Как бы ни прерывались эти события одно другим, их интегрирует в целое непрерывная линия живого движения мысли Владимира от низменного к возвышенному (если не замечать знаменитой санкции «русскому пьянству»). Но все это – без глубоких психологических и метафизических компонентов; проблемы сведены к антитезам, к грубовато-ясному противопоставлению столь же примитивно вылепленных Добра и Зла, Прекрасного и Уродливого.

В уста мусульман вложена следующая характеристика ислама163: «совершать обрезание, не есть свинины, не пить вина. Зато по смерти, говорит, можно творить блуд с женами. Даст Магомет164 каждому по семидесяти красивых жен, и изберет одну из них красивейшую, и возложит на нее красоту всех. Та и будет ему женой. Здесь же, говорит, следует невозбранно предаваться блуду. Если кто беден на этом свете, то и на том. И всякую другую ложь говорили, о которой и писать стыдно. Владимир же слушал их, так как и сам любил жен и всякий блуд, потому и слушал их всласть165. Но вот что было ему нелюбо: обрезание, воздержание от свиного мяса и от питья; и сказал он: «Руси есть веселие пить, не можем мы без того быть»166.

И все же сущностный центр спектакля – обвинительная речь Христианина (Философа Константина167) в адрес ислама как триумфа наиболее презираемых манифестаций телесного начала. Мусульманство характеризуется не столько с помощью понятий, сколько чисто суггестивно, через самые наглядные, чувственновпечатляющие детали, не имеющие ничего общего с реальным исламом, но, как уже говорилось, способные произвести самое отталкивающее впечатление.

Греческий Философ так говорит Владимиру о мусульманах: «Вера их оскверняет небо и землю, и прокляти они сверх всех людей, уподобились жителям Содома и Гоморры, на которых напустил Господь горящий камень и затопил их, и потонули.
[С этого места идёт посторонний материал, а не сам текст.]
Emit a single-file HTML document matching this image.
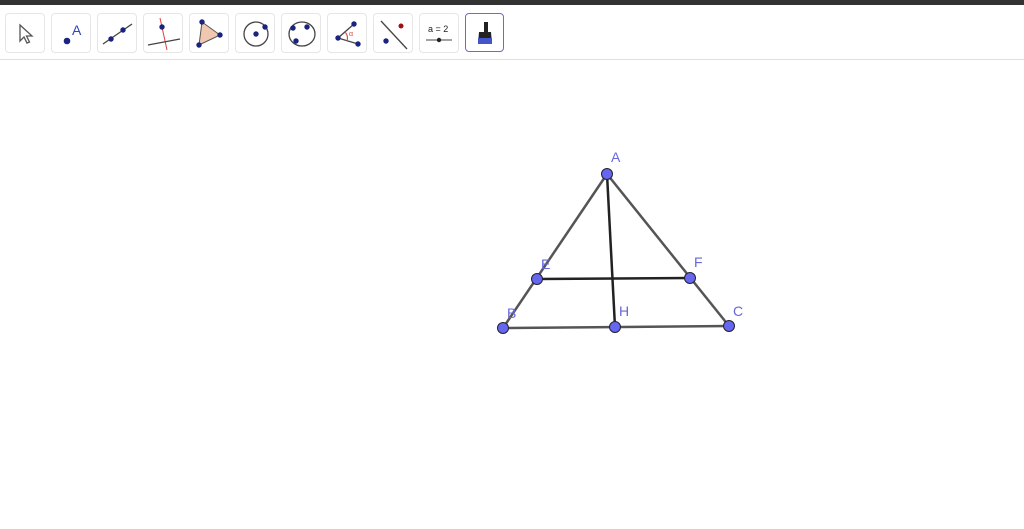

Так вот и этих ожидает день погибели, когда придет Бог судить народы и погубит всех, творящих беззакония и скверны, ибо, подмывшись, вливают эту воду в рот, мажут ею по бороде и поминают Магомета. Так же и жены их творят ту же скверну и еще даже большую…»168 (курсив мой. – М.Б.).

Как и следовало ожидать, «услышав об этом, Владимир плюнул и сказал: «Нечисто это дело»169.

Безудержная пролиферация византийскими идеологами таких представлений об исламе, которые чрезмерно уродовали его, потенциально вела к «последним пределам», где исчезают всякие чувства170, даже самые негативные – ненависть и презрение – и остается лишь огромное, пустое оцепенение, бесповоротное и тотальное непонимание любого – интеллектуального, эстетического, эмоционального – вводимого в систему координат древнерусской культуры плода мусульманской цивилизации. Византийцами же привнесенный специфически уничижающий стиль конфессиональной пропаганды171 раз и навсегда, казалось бы, воздвигнул стойкие преграды на пути конструктивного диалога. Он подменял текучую подвижность реальности статичными ярлыками, и этот занавес, сплетенный из окостеневших, навязанных и приблизительных обозначений и понятий172, пригодных лишь для того, чтобы фиксировать объективный и безличный аспект ненависти и презрения, – долго еще мешал тончайшей работе различения и индивидуализации во всем том, что именуется миром ислама173.

Было бы неверным, однако, представлять и византийскую («образец», «парадигма», «канон») и первую русскую литературу174 о мусульманской цивилизации лишь как нескончаемую вибрацию иррациональных эмоций, рассчитанных на то, чтобы порождать шок, удивление, психологическое потрясение – «тошноту», или в лучшем случае – изумление размахом диспропорции между бедностью осознанных идей и богатством эмоций.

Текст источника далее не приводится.